Problem to solve
Show all lines from the listing below that contain "index".

Collected data
((
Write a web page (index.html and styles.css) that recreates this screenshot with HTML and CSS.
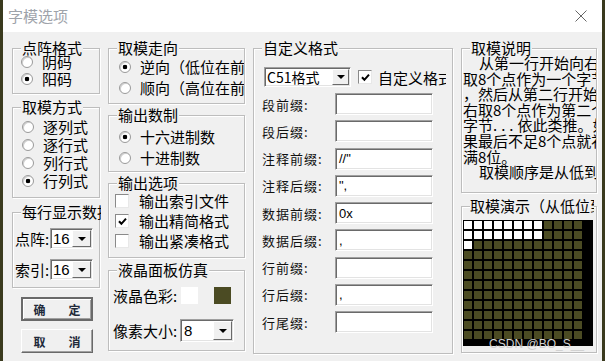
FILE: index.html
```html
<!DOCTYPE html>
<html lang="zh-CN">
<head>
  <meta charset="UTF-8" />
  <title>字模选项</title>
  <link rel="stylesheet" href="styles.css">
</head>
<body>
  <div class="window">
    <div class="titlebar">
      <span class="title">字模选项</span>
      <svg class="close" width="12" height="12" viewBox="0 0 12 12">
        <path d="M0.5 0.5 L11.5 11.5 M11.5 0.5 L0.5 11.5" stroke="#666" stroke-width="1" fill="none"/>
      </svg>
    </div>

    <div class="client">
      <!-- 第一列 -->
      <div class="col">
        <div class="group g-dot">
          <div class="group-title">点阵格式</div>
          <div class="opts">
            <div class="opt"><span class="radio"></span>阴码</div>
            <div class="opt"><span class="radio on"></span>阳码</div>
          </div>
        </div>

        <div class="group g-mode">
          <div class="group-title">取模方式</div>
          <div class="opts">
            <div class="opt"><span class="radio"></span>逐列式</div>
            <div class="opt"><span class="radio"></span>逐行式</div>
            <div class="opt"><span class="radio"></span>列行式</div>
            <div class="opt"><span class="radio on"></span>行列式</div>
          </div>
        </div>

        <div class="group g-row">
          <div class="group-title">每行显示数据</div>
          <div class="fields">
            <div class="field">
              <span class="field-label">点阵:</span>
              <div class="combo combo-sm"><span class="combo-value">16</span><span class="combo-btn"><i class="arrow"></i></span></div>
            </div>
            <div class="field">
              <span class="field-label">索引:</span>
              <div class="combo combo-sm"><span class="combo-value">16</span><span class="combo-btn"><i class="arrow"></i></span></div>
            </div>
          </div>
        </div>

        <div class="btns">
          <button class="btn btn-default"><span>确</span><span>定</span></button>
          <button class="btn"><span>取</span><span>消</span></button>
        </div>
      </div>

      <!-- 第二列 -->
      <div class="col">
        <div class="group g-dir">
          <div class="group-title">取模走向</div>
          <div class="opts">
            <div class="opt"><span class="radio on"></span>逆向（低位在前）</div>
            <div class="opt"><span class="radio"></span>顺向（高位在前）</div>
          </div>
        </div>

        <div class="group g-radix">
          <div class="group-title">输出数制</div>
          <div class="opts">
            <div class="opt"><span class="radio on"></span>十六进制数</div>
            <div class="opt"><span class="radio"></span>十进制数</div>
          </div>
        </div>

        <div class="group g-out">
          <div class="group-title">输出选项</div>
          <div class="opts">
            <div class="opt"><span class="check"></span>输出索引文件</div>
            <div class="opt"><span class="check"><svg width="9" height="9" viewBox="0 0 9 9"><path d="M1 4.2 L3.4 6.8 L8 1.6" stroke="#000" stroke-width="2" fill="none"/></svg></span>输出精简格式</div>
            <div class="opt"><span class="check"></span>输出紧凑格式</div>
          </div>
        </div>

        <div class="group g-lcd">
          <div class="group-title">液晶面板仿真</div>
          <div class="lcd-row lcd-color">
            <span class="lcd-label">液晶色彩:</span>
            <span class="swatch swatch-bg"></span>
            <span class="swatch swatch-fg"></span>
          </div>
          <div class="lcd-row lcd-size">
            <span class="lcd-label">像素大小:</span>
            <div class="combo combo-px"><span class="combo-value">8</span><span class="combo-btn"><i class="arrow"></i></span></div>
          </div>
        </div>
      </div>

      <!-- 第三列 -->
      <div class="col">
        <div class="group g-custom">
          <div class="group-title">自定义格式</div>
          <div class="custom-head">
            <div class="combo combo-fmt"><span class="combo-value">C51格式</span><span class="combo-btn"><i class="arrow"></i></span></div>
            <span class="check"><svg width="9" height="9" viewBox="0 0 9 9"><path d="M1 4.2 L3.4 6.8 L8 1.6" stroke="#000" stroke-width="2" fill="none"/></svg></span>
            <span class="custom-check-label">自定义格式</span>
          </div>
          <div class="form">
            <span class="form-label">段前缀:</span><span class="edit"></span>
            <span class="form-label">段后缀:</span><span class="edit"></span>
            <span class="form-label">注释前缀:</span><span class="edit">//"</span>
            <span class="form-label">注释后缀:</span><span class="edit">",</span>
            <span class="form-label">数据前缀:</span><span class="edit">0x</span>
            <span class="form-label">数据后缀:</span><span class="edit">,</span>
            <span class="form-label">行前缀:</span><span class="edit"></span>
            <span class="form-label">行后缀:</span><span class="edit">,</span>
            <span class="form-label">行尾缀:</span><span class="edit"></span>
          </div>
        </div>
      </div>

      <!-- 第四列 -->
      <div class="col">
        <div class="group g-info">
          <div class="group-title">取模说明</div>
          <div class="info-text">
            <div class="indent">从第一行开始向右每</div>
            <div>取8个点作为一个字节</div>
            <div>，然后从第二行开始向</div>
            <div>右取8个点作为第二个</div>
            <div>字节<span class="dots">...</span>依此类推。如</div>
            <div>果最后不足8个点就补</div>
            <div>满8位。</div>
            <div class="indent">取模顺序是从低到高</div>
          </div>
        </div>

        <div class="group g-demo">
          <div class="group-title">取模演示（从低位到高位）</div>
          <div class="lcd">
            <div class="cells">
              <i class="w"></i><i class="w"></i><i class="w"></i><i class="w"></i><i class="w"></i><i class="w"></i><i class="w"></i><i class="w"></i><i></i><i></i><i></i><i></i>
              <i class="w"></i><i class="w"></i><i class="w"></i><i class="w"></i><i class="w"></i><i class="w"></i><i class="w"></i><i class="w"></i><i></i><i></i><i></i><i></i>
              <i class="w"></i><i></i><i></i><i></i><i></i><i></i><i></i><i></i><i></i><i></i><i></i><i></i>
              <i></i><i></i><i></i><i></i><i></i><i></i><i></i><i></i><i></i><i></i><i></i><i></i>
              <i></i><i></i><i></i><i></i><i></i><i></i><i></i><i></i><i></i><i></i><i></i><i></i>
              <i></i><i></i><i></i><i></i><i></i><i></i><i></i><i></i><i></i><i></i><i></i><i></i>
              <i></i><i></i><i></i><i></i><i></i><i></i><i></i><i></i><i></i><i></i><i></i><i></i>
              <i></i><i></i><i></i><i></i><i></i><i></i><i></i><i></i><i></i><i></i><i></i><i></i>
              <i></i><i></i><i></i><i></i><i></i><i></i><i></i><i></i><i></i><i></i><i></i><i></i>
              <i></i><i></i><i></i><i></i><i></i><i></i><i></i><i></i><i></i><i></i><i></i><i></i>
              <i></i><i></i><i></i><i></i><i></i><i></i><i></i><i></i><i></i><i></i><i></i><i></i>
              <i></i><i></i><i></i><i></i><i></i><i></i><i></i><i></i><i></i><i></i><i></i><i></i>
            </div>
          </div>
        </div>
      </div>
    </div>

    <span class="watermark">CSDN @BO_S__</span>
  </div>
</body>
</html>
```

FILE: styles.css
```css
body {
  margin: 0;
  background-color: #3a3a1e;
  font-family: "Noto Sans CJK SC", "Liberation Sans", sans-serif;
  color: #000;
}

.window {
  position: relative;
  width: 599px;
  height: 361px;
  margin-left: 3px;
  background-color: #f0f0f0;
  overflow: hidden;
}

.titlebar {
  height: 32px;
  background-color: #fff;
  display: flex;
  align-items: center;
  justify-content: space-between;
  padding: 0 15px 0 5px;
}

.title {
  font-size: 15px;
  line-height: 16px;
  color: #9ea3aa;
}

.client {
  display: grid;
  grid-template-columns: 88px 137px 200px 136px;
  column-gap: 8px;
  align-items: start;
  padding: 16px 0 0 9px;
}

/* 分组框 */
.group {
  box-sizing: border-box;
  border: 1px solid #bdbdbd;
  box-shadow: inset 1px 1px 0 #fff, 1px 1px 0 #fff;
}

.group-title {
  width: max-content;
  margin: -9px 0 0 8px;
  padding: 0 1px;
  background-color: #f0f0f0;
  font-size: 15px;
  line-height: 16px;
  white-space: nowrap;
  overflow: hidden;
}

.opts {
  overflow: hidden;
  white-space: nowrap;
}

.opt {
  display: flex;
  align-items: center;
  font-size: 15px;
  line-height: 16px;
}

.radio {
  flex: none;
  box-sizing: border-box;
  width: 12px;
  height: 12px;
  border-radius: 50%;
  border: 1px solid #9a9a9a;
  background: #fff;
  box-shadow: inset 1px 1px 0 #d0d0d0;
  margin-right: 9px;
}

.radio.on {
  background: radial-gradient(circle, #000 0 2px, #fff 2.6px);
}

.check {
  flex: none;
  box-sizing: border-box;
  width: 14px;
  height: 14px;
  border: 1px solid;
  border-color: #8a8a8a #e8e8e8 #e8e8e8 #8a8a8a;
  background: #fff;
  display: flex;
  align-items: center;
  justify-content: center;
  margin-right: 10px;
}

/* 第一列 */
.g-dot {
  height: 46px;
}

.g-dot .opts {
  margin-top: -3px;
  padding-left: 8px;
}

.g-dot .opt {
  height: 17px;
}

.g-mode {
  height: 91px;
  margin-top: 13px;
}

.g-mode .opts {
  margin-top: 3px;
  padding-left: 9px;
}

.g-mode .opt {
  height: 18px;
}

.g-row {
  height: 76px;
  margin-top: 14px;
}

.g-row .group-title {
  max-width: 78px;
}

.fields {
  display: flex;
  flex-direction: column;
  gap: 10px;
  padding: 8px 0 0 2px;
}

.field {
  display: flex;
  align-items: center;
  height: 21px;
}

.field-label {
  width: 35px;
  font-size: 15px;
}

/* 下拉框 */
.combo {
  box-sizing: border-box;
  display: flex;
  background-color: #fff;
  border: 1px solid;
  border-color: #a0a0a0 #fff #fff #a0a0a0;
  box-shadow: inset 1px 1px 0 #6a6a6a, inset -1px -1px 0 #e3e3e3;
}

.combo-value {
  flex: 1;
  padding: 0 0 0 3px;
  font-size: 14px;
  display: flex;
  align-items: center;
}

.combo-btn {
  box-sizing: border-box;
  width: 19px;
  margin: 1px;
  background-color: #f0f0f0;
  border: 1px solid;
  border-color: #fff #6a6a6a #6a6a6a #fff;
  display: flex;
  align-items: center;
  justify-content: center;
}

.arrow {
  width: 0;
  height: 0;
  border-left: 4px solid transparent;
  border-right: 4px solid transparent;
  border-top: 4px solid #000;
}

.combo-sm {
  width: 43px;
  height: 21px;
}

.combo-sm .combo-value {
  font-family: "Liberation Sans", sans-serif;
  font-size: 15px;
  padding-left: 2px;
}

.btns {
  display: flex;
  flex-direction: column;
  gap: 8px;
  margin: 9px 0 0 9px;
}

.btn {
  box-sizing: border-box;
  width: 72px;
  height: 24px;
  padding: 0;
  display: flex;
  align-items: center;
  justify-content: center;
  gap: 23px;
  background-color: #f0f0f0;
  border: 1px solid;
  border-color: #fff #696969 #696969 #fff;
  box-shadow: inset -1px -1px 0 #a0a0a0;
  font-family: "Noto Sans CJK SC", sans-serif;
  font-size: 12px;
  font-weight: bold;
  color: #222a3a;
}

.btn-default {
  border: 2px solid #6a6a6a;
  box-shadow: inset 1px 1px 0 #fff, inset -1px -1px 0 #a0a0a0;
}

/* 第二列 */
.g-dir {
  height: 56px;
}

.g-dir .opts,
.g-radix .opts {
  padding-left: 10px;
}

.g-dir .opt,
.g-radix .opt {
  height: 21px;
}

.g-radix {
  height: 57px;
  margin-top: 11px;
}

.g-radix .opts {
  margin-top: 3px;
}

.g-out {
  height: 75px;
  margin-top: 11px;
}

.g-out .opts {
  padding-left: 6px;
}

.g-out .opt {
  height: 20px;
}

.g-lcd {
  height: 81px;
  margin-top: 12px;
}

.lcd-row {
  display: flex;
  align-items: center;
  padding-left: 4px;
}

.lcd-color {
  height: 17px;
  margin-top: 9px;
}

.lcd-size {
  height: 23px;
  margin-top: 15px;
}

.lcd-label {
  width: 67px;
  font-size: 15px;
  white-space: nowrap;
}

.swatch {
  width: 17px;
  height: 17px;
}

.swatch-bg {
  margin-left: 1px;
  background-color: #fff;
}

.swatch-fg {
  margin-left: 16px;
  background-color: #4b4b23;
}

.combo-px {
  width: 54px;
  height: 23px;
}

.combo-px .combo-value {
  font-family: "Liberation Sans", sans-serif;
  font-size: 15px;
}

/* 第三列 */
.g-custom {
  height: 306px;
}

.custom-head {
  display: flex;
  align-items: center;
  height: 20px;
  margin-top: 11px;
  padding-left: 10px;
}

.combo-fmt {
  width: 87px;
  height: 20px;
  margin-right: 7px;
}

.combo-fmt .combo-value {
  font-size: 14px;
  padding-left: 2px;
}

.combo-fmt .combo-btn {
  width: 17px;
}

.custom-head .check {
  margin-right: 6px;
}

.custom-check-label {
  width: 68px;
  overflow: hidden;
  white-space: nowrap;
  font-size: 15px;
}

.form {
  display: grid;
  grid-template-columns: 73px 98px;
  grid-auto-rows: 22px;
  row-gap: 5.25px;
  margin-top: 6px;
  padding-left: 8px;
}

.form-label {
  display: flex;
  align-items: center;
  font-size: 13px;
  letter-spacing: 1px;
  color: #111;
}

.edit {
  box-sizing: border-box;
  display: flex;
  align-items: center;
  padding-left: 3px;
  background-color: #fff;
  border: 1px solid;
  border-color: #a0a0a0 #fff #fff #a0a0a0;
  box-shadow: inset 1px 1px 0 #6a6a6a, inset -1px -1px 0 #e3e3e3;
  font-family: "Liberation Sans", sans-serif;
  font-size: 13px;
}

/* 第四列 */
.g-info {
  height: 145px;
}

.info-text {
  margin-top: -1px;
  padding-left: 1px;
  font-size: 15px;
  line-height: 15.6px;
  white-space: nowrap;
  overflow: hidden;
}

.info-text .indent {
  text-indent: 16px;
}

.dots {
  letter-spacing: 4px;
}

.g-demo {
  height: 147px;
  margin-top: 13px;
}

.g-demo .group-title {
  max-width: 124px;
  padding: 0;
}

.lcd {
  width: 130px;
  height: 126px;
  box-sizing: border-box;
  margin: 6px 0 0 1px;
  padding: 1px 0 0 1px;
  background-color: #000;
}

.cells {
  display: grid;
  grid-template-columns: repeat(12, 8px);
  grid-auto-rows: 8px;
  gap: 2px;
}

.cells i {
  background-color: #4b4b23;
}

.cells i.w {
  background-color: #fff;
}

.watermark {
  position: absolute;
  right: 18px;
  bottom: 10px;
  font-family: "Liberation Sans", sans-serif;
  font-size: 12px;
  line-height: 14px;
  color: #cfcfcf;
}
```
))
Answer to the problem
Write a web page (index.html and styles.css) that recreates this screenshot with HTML and CSS.
FILE: index.html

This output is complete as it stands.